It takes a village to run a supply chain
I read a really interesting article by Ken Cottrill in the Supply Chain Strategy newsletter put out by Harvard Business Review (paid subscription required).
It was titled “It Takes a Village to Run a Supply Chain.” In it, Ken makes the following observations:
> “It’s already beginning to happen: more and more decisions that affect the supply chain are being made by more and more different people within the organization.”
> “Distributed decision making is changing the way your company works.”
This trend is very pervasive in the companies we work with and being driven in large part by rising customer expectations, increasing competitive pressures and an never-ending volatility throughout the outsourced environment. All of this leads to a need to empower front-line people with the information and tools they need to respond to change.
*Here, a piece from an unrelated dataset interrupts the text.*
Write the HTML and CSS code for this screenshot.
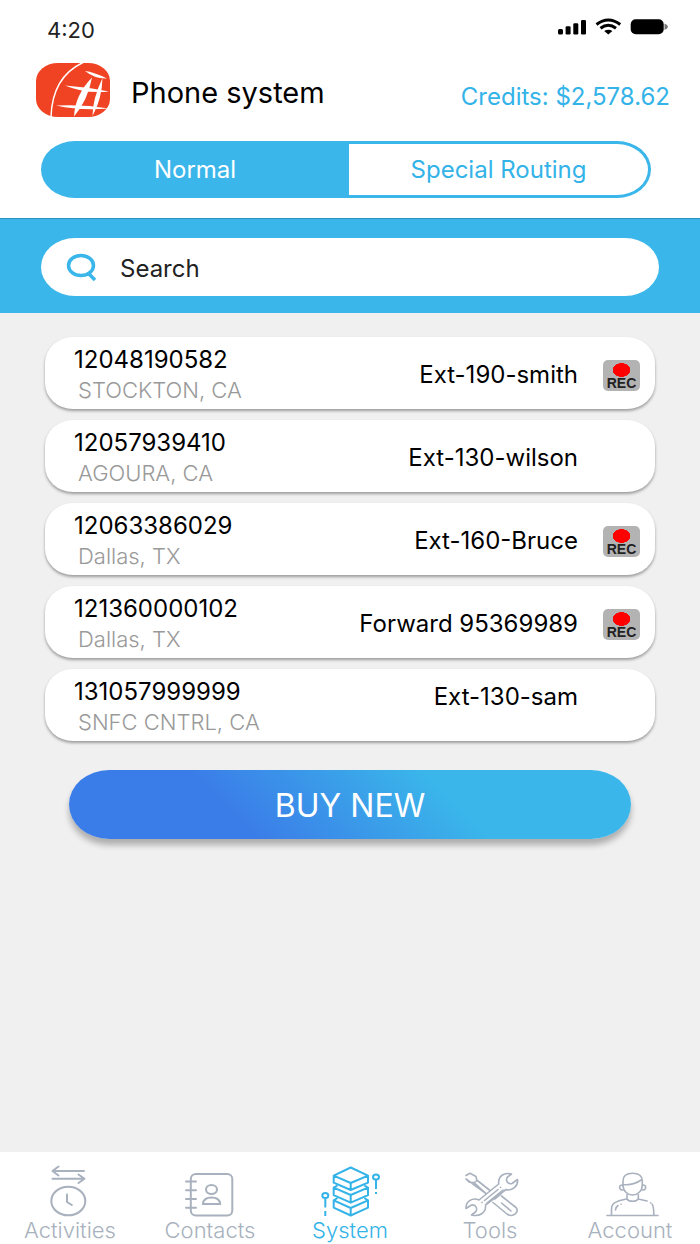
FILE: index.html
```
<!DOCTYPE html>
<html lang="en">
<head>
<meta charset="utf-8">
<meta name="viewport" content="width=device-width, initial-scale=1">
<title>Phone system</title>
<link rel="stylesheet" href="styles.css">
</head>
<body>
<div class="app">
  <div class="status">
    <span class="status-time">4:20</span>
    <svg class="status-icons" viewBox="0 0 112 20" aria-hidden="true">
      <rect x="1" y="12" width="5" height="5.5" rx="1.5"/>
      <rect x="8.6" y="9.3" width="5" height="8.2" rx="1.2"/>
      <rect x="16.3" y="6.3" width="5" height="11.2" rx="1.2"/>
      <rect x="24" y="3" width="5" height="14.5" rx="1.2"/>
      <path class="wave" d="M39.5 7.5Q51.3-1.5 63.2 7.5M43.5 11.2Q51.3 5.2 59 11.2"/>
      <path d="M47.2 14Q51.3 11.6 55.4 14L51.3 17.6Z"/>
      <rect x="73.7" y="2.3" width="33" height="15" rx="5"/>
      <path class="nub" d="M107.5 6.5Q111 8 111 9.8T107.5 13Z"/>
    </svg>
  </div>

  <header class="header">
    <svg class="logo" viewBox="0 0 76 56" role="img" aria-label="Logo">
      <rect class="logo-bg" x="1" y="1" width="74" height="54" rx="22" ry="18"/>
      <path class="logo-arc" d="M48 .5C32 8 17 22 16 55"/>
      <path class="logo-mark" d="M50 9Q59 10 72 16.500Q60 17 50 9ZM30 23.500Q52 25 74 29.500Q50 32 30 23.500ZM21 43.500Q48 42 74 46.500Q46 49 21 43.500ZM57 15.500Q53 38 39 54.500Q40 33 57 15.500ZM67.500 16Q67 37 57.500 54Q57.500 37 67.500 16Z"/>
    </svg>
    <h1 class="title">Phone system</h1>
    <span class="credits">Credits: $2,578.62</span>
  </header>

  <div class="tabs" role="tablist">
    <button class="tab tab-active" type="button" role="tab" aria-selected="true">Normal</button>
    <button class="tab" type="button" role="tab" aria-selected="false">Special Routing</button>
  </div>

  <div class="band">
    <label class="search">
      <svg class="search-icon" viewBox="0 0 32 30" aria-hidden="true"><ellipse cx="15" cy="13.500" rx="12.500" ry="10"/><path d="M21.500 20.500L29 28"/></svg>
      <input class="search-input" type="search" placeholder="Search" aria-label="Search">
    </label>
  </div>

  <main class="main">
    <ul class="list">
      <li class="card">
        <div class="info"><span class="number">12048190582</span><span class="place">STOCKTON, CA</span></div>
        <span class="route">Ext-190-smith</span>
        <span class="slot"><span class="rec">REC</span></span>
      </li>
      <li class="card">
        <div class="info"><span class="number">12057939410</span><span class="place">AGOURA, CA</span></div>
        <span class="route">Ext-130-wilson</span>
        <span class="slot"></span>
      </li>
      <li class="card">
        <div class="info"><span class="number">12063386029</span><span class="place">Dallas, TX</span></div>
        <span class="route">Ext-160-Bruce</span>
        <span class="slot"><span class="rec">REC</span></span>
      </li>
      <li class="card">
        <div class="info"><span class="number">121360000102</span><span class="place">Dallas, TX</span></div>
        <span class="route">Forward 95369989</span>
        <span class="slot"><span class="rec">REC</span></span>
      </li>
      <li class="card card-top">
        <div class="info"><span class="number">131057999999</span><span class="place">SNFC CNTRL, CA</span></div>
        <span class="route">Ext-130-sam</span>
        <span class="slot"></span>
      </li>
    </ul>
    <button class="buy" type="button">BUY NEW</button>
  </main>

  <nav class="nav">
    <a class="nav-item" href="#activities">
      <svg class="nav-icon" viewBox="0 0 60 54" aria-hidden="true">
        <path d="M44 7H13M18.500 2.500L12.500 7L18.500 11.500M12.500 14.700H44M38.500 10.500L44.500 14.700L38.500 19"/>
        <ellipse cx="28.300" cy="37" rx="17" ry="14.300"/>
        <path d="M27 30.500V38L31.800 41"/>
      </svg>
      <span>Activities</span>
    </a>
    <a class="nav-item" href="#contacts">
      <svg class="nav-icon" viewBox="0 0 60 54" aria-hidden="true">
        <rect x="10.800" y="10" width="41.500" height="41.500" rx="5"/>
        <path d="M6 17.500H16M6 26.300H16M6 35H16M6 43.700H16"/>
        <ellipse cx="31.500" cy="25.500" rx="5.500" ry="4.400"/>
        <path d="M22.800 40Q23.500 33.500 31.500 33.500T40.300 40Z"/>
      </svg>
      <span>Contacts</span>
    </a>
    <a class="nav-item nav-current" href="#system" aria-current="page">
      <svg class="nav-icon" viewBox="0 0 60 54" aria-hidden="true">
        <path d="M30.700 3.500L48 11.700L30.700 19L13.700 11.700ZM13.700 11.700V18.700L30.700 26L48 18.700V11.700M30.700 19V26"/>
        <path d="M17.500 21.500L13.700 23.700V31.200L30.700 38.700L48 31.200V23.700L44.300 21.500M13.700 23.700L30.700 31L48 23.700M30.700 31V38.700"/>
        <path d="M17.500 34L13.700 36.300V43.700L30.700 51.500L48 43.700V36.300L44.300 34M13.700 36.300L30.700 44L48 36.300M30.700 44V51.500"/>
        <ellipse cx="56" cy="13" rx="3" ry="2.500"/><path d="M56 15.500V25M56 28V30"/>
        <ellipse cx="5.300" cy="31.500" rx="3" ry="2.500"/><path d="M5.300 34V43.500M5.300 47V52"/>
      </svg>
      <span>System</span>
    </a>
    <a class="nav-item" href="#tools">
      <svg class="nav-icon nav-fine" viewBox="0 0 60 54" aria-hidden="true">
        <path d="M6 11.500L10 9.300L16 12.500L16.700 16L30 26.500M26 29.500L14 18.500L9.500 18.300L6 15ZM17 16.500L14.500 18.500"/>
        <path d="M51.500 10C44 8 38 12 38.700 20L19 36C12 33 5.500 38 6 44.500L11.500 41C16 40 18 45 15.500 48L11.500 51C19 53 26.500 49 25.500 41L46 25.500C52 27.500 58.500 22 57.500 15.500L52 19.500C48 20.500 45 16.500 47.500 13Z"/>
        <path d="M24.500 36.500L38 25.500M40.500 23.400L40.600 23.300M22 38.500L22.100 38.400M27 39L43 26"/>
        <path d="M33 38.500L47 50C53 54 60 48 56 43.500L41.500 32M35 35L41 30M41.500 39L51 47"/>
      </svg>
      <span>Tools</span>
    </a>
    <a class="nav-item" href="#account">
      <svg class="nav-icon nav-fine" viewBox="0 0 60 54" aria-hidden="true">
        <path d="M23 21V17C23 11 27 9.300 32.500 9.300S42.300 11 42.300 17V21C42.300 27 37.500 31 32.500 31S23 27 23 21ZM23 20.500C31 21.500 37 19 42 15.500"/>
        <path d="M22.800 21C18.500 20.500 18.500 26.500 23 26M42.500 21C46.800 20.500 46.800 26.500 42.300 26"/>
        <path d="M27 30.500V35C29 38 36 38 38.300 35V30.500M27 35C18 37 11.500 38 11.500 45V51M38.300 35L47 37M50.500 38.700L50.600 38.800M52 40C53.500 41.500 53.800 43 53.800 51M15.500 46C15.500 43.500 16.500 42.500 18 41.500M21 40.300L21.100 40.300M7 51.500H58"/>
      </svg>
      <span>Account</span>
    </a>
  </nav>
</div>
</body>
</html>
```
FILE: styles.css
```
* {
  box-sizing: border-box;
}

body {
  margin: 0;
  background: #f0f0f0;
  color: #000;
  font-family: Inter, "Liberation Sans", sans-serif;
  font-size: 24px;
}

button,
input {
  font: inherit;
}

.app {
  display: flex;
  flex-direction: column;
  min-height: 100vh;
}

.status {
  display: flex;
  justify-content: space-between;
  align-items: center;
  padding: 16px 31px 0 47px;
  background: #fff;
}

.status-time {
  color: #222;
  font-size: 22px;
  line-height: 28px;
}

.status-icons {
  width: 112px;
  height: 20px;
  margin-bottom: 6px;
}

.wave {
  fill: none;
  stroke: #000;
  stroke-width: 3;
}

.nub {
  fill: #777;
}

.header {
  display: flex;
  align-items: center;
  padding: 18px 30px 0 35px;
  background: #fff;
}

.logo {
  width: 76px;
  height: 56px;
}

.logo-bg {
  fill: #f04323;
}

.logo-arc {
  fill: none;
  stroke: #fff;
  stroke-width: 1.5;
}

.logo-mark {
  fill: #fff;
}

.title {
  margin: 6px 0 0 20px;
  font-size: 29px;
  font-weight: 400;
  line-height: 36px;
}

.credits {
  margin: 14px 0 0 auto;
  color: #33b3e8;
  line-height: 32px;
}

.tabs {
  display: grid;
  grid-template-columns: 102fr 100fr;
  padding: 23px 49px 20px 41px;
  background: #fff;
}

.tab {
  height: 57px;
  padding: 0;
  border: 3px solid #3ab6ea;
  border-left: 0;
  border-radius: 0 34px 34px 0 / 0 50% 50% 0;
  background: #fff;
  color: #33b3e8;
}

.tab-active {
  border: 0;
  border-radius: 34px 0 0 34px / 50% 0 0 50%;
  background: #3ab6ea;
  color: #fff;
}

.band {
  padding: 19px 41px 17px;
  border-top: 1px solid #2e92bd;
  background: #3ab6ea;
}

.search {
  display: flex;
  align-items: center;
  height: 58px;
  padding: 0 26px 0 25px;
  border-radius: 34px / 50%;
  background: #fff;
}

.search-icon {
  width: 32px;
  height: 30px;
  fill: none;
  stroke: #3ab6ea;
  stroke-width: 3.5;
}

.search-input {
  flex: 1;
  min-width: 0;
  margin-left: 22px;
  padding: 2px 0 0;
  border: 0;
  outline: 0;
  background: none;
}

.search-input::placeholder {
  color: #222;
  opacity: 1;
}

.main {
  flex: 1;
  padding: 24px 45px;
}

.list {
  display: grid;
  gap: 11px;
  margin: 0;
  padding: 0;
  list-style: none;
}

.card {
  display: flex;
  align-items: center;
  min-height: 72px;
  padding: 8px 15px 4px 29px;
  border-radius: 28px / 26px;
  background: #fff;
  box-shadow: 0 2px 3px rgba(0, 0, 0, 0.35);
}

.info {
  flex: 1;
}

.number,
.place {
  display: block;
  line-height: 30px;
}

.place {
  padding-left: 4px;
  color: #999;
  font-size: 22px;
  font-weight: 300;
}

.route {
  line-height: 40px;
}

.card-top .route {
  align-self: flex-start;
}

.slot {
  width: 37px;
  margin-left: 25px;
}

.rec {
  display: block;
  padding-top: 16px;
  border-radius: 5px;
  background: radial-gradient(ellipse 9px 7px at 50% 10px, #f00 95%, #b3b3b3 100%);
  color: #222;
  font: bold 14px/15px "Liberation Sans", sans-serif;
  text-align: center;
}

.buy {
  display: block;
  width: calc(100% - 48px);
  height: 69px;
  margin: 29px auto 0;
  padding: 2px 0 0;
  border: 0;
  border-radius: 40px / 50%;
  background: linear-gradient(45deg, #3b7de8 30%, #3ab6ea 67%);
  box-shadow: 0 6px 6px rgba(0, 0, 0, 0.28);
  color: #fff;
  font-size: 32px;
}

.nav {
  display: grid;
  grid-template-columns: repeat(5, 1fr);
  padding: 12px 0 2px;
  background: #fff;
}

.nav-item {
  display: flex;
  flex-direction: column;
  align-items: center;
  color: #a8b1bd;
  font-size: 22px;
  font-weight: 300;
  line-height: 24px;
  text-decoration: none;
}

.nav-icon {
  width: 60px;
  height: 54px;
  fill: none;
  stroke: currentColor;
  stroke-width: 2;
  stroke-linecap: round;
  stroke-linejoin: round;
}

.nav-fine {
  stroke-width: 1.6;
}

.nav-current {
  color: #33b3e8;
}

.nav-current .nav-icon {
  stroke-linecap: butt;
}
```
Historically, it was sufficient to have a small number of people build a plan and then have everyone execute to it. And, if things went wrong (unexpected changes), there was enough customer loyalty and/or “fat” in the system to cover - simply borrowing something out of safety stock to satisfy the customer and then replenish it as soon as you could.
This just doesn’t cut it anymore. Things have changed to the point that customer loyalty is all but gone (your competitors are a click away) and there is no more fat in the system. So, responding to change has become a competitive necessity and that means arming all the people dealing with the changes in demand, supply, capacity and product with the right tools to do so.
This is precisely why customers like Jabil have 4,000+ users of our software - because they figured out some time ago that you need to empower people to make smart and timely decisions to win.
In the same edition of the Supply Chain Strategy newsletter, there’s another article about “demand-driven innovation” - a key strategy for winning through innovation. Here too, they talk about the need for expecting and responding to change to support such a strategy.
There’s some interesting insights in this newsletter - worth checking out.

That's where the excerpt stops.